There is a youtube video, 9rHXWBpqdTE : "Trial Avast Mutiny Ozone Reactor" that show the system in operation. In this video they do not have carbon in the carbon reactor, but you can see it fills with air.
This video shows the same system with the carbon reactor filled with carbon but yet still trapping air under pressure; jJyxprkCp6g "Ozone reactor's carbon postfilter"

This system is designed to account for the backpressure you mention above. The system does not bind with air, but burps itself constantly. This burping will make a mess at the point of discharge but this could be taken into consideration when setting the system up.

This air filled carbon reactor has enough dwell time to minimize/eliminate the ozone in the air and still filter the effluent as it dribbles past.

What are your thoughts on the system? I am a noob to ozone. I've learned alot from this thread and other research but still am a sponge. I'll be using 50-75mg/hr with an oversized carbon reactor. I am pretty confidant from the research this solution will work for me w/o ozone smell in the room.

 

[Boomer]

What they really have there is two ozone reactors, R #1 is for ozone and #2 is for GAC. The water inlet of both is at the Nine-O'Clock position and the outlet of both is in the center. There is no burp tube in this reactor but the R3#2 outlet acts as both a water and air discharge. It is a nice looking unit and works this way.
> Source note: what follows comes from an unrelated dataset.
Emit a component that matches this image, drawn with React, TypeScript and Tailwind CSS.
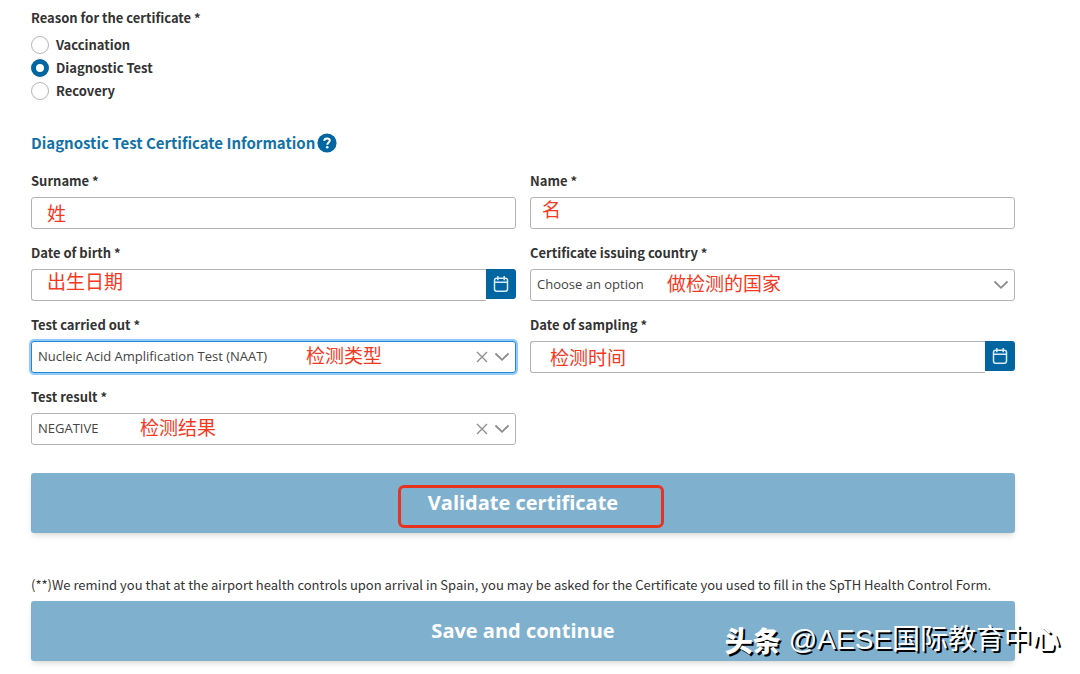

1. Water and air enters R#1 @ Nine-o'clock through the same port and falls to the drop plate, where it drips down to the bottom. Basically zero Ozone reactors mix water and air like this. Normally the water enters through its own port inlet and the air enters through its own port inlet, there is none of this mixing on the same inlet. Take note of the air-inlet nipple on this reactor.

http://www.marinetechnical.com/page6.html

At the Three-O'clock position is the air inlet and at the Six-o'clock position is the water inlet. The burp-tube is in the center column of the reactor tube, just past the half-way mark at the Six-o'clock position. This is the burp tube line that controls the water level of the reactor so it is the same. This Avast reactor has no water level control and has no pressure gauge to tell you what the internal air pressure of the reactor is.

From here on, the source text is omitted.